@OHMomof2 - “You seem to contradict yourself here.” I’m not trying to; I guess I am just not being clear enough in my writing. Perhaps my concern that my posts tend to be too long (TL;DR, lol) is working against me
So, let me be crystal clear. Preferences exist. For compactness and relevance to the thread, let’s confine ourselves only to preferences for blacks at elite schools.
There is a pool of black admits to such institutions. A portion of that pool would have been admitted under a “race-blind” admissions system. Let’s call that Group X.
Among the members of that Group X, there may have been other preferences at work for some. For instance: athletics; development (unlikely, of course); legacy (increasingly likely). Being famous and the child of a president would also qualify. The rest of the applicants in that Group X simply “won” the competition for an admissions spot on the more familiar metrics of grades, scores, leadership qualities, etc. that unhooked candidates face all the time.
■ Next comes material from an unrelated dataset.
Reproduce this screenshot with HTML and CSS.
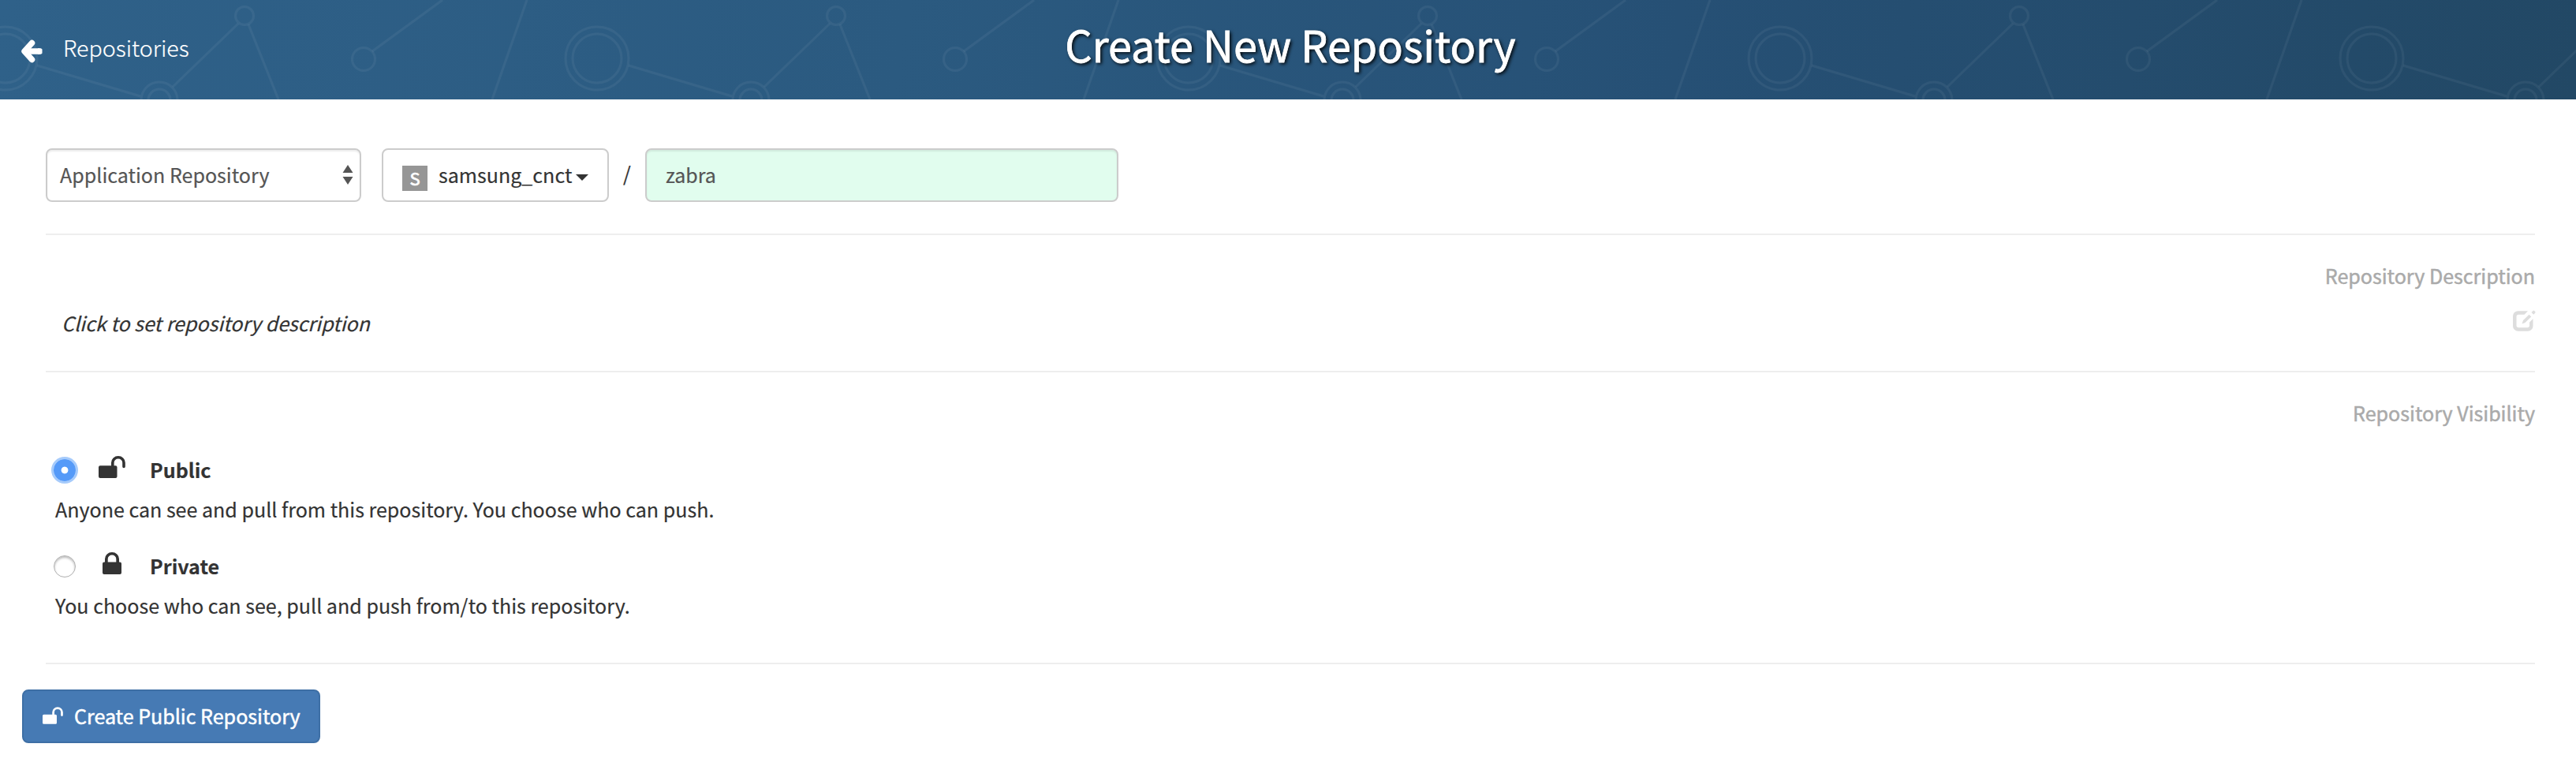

Regardless, being black added nothing to the admissions profile for this Group X; in other words, its members would have been admitted had race been unknown, in a “race-blind” system, as I wrote above.
There is another group within that general pool of black admits who would not have been admitted absent race preferences. For that group, race was the deciding factor. That is the essence of a racial preference. This is not a “gentle finger on the scale.” This type of preference is akin to “wholesale racial gerrymandering” ( https://www.commentarymagazine.com/articles/the-scandal-of-diversity/).
What Bok and Bowen (in The Shape of the River), Wightman and Sander (in their law review articles), and the liberal Brookings Institute (see p. 8 here: https://www.brookings.edu/wp-content/uploads/2013/01/9780815746096_chapter1.pdf), among countless other insiders and commentators over the years, are saying, and remember that these are all insiders with access to the actual data, is that Group X is less than 20% of the overall black admit pool to elite institutions. In other words, under a “race blind” system, black representation at the elite schools (and we could debate which places comprise these schools) would fall in aggregate from somewhere near around 8-10% to around 2%. At elite law schools, Wightman argues that it would fall to approximately 0.5%, although Sander thinks that might be too harsh (maybe only to 1%?).
You are free to quibble with the data, of course, but I hope that clears up what I am saying! Also, you clearly think that such a reduction in black representation would be a huge loss for the institutions involved and society as a whole. The Nieli piece I linked yesterday (https://www.nas.org/images/documents/report_the_changing_shape_of_the_river.pdf) makes a cogent argument that recent research and common sense suggest that removal of race preferences would be a very good thing, echoing what some prominent black commentators like Thomas Sowell, Professor McWhorter (Berkeley), Shelby Steele and even Justice Thomas have argued. Again, it’s a piece worth reading and pondering, especially the final sections on these more societal questions.
About Malia Obama, I have no idea whether she did well or not at Sidwell Friends, whether she scored well, etc. I do know that you don’t know either. I strongly suspect that her aptitude doesn’t matter anyway, just as it wouldn’t have for Chelsea Clinton. I see that fact as more an indictment of our higher education system than a feature, but others disagree of course. We rarely get aptitude/scoring info for famous people. An interesting tidbit might be Dante DeBlasio, Mayor DeBlasio’s bi-racial son. He did not score high enough on the SHSAT to gain admittance to Stuyvesant High School, but did manage to make the cutoff for the significantly easier Brooklyn Tech. Didn’t stop him from being admitted to every Ivy he applied to, something that I am sure irks many of the poor, hard-working immigrant kids at Stuyvesant!